What kind of switch would you use for that? Would you not want to bypass the R14 resistor when the mid-cut is engaged? I would think you would want a 2 position, ?PDT to do it. 4PDT?

[Mark Hammer]

Well, you're certainly welcome to try a rotary switch or whatever meets your needs.  I often opt for 3-position toggles because they get a lot done for very little cost and effort.  Of course, it's understandable if it doesn't get enough done....

The fixed value of R14 simply assumes that some value can be identified that "unhooks" level from tone.  If you're lucky, it's a common value.  If not, then a trimpot may be called for.  Of course, if adjusting the level to compensate for passive signal loss through the notch is NOT a hardship, then simply skip it.  The reason I suggested it in the first place is because of my experience with my modded Shin-Ei.  Increasing the value of R12 can produce a big change in level.  If adjusting it is something you do when no one is listening, it's no big deal.  But if it's a gig situation, or the player wants to change tone mid-song, the amount of volume adjust required is disruptive.  Hence the search for something that delivers equivalent volume at different tone settings.

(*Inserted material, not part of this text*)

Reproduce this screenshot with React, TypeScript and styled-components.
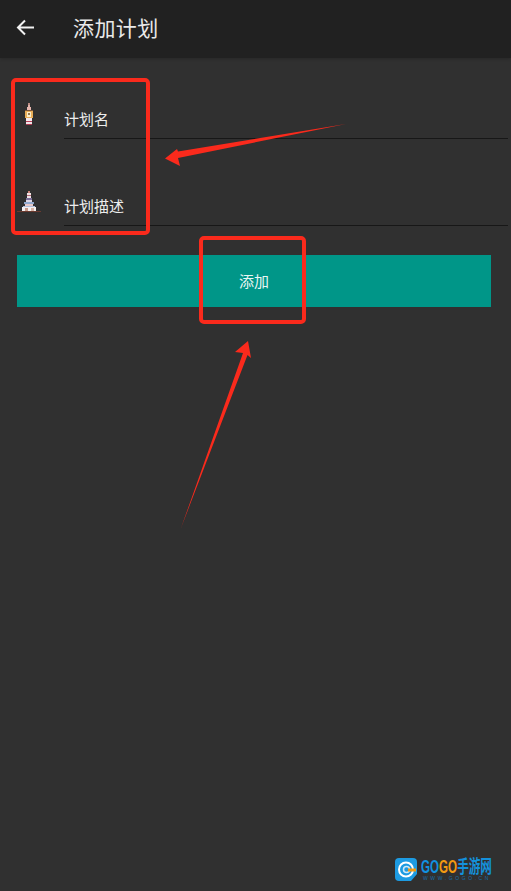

Having said that, a 4 or 6-position two-pole rotary will do just fine if the 3 toggle positions is insufficient.  The same principles that guide the toggle will work with a rotary.  Heck, for that matter, you could wire up a variety of different  scoop circuits (different location and/or depth) and select with the rotary.

[vanessa]

I did not even think of a rotary switch. Now I have to go back to the drawing board! Mark you are the best, always getting me thinking deeper!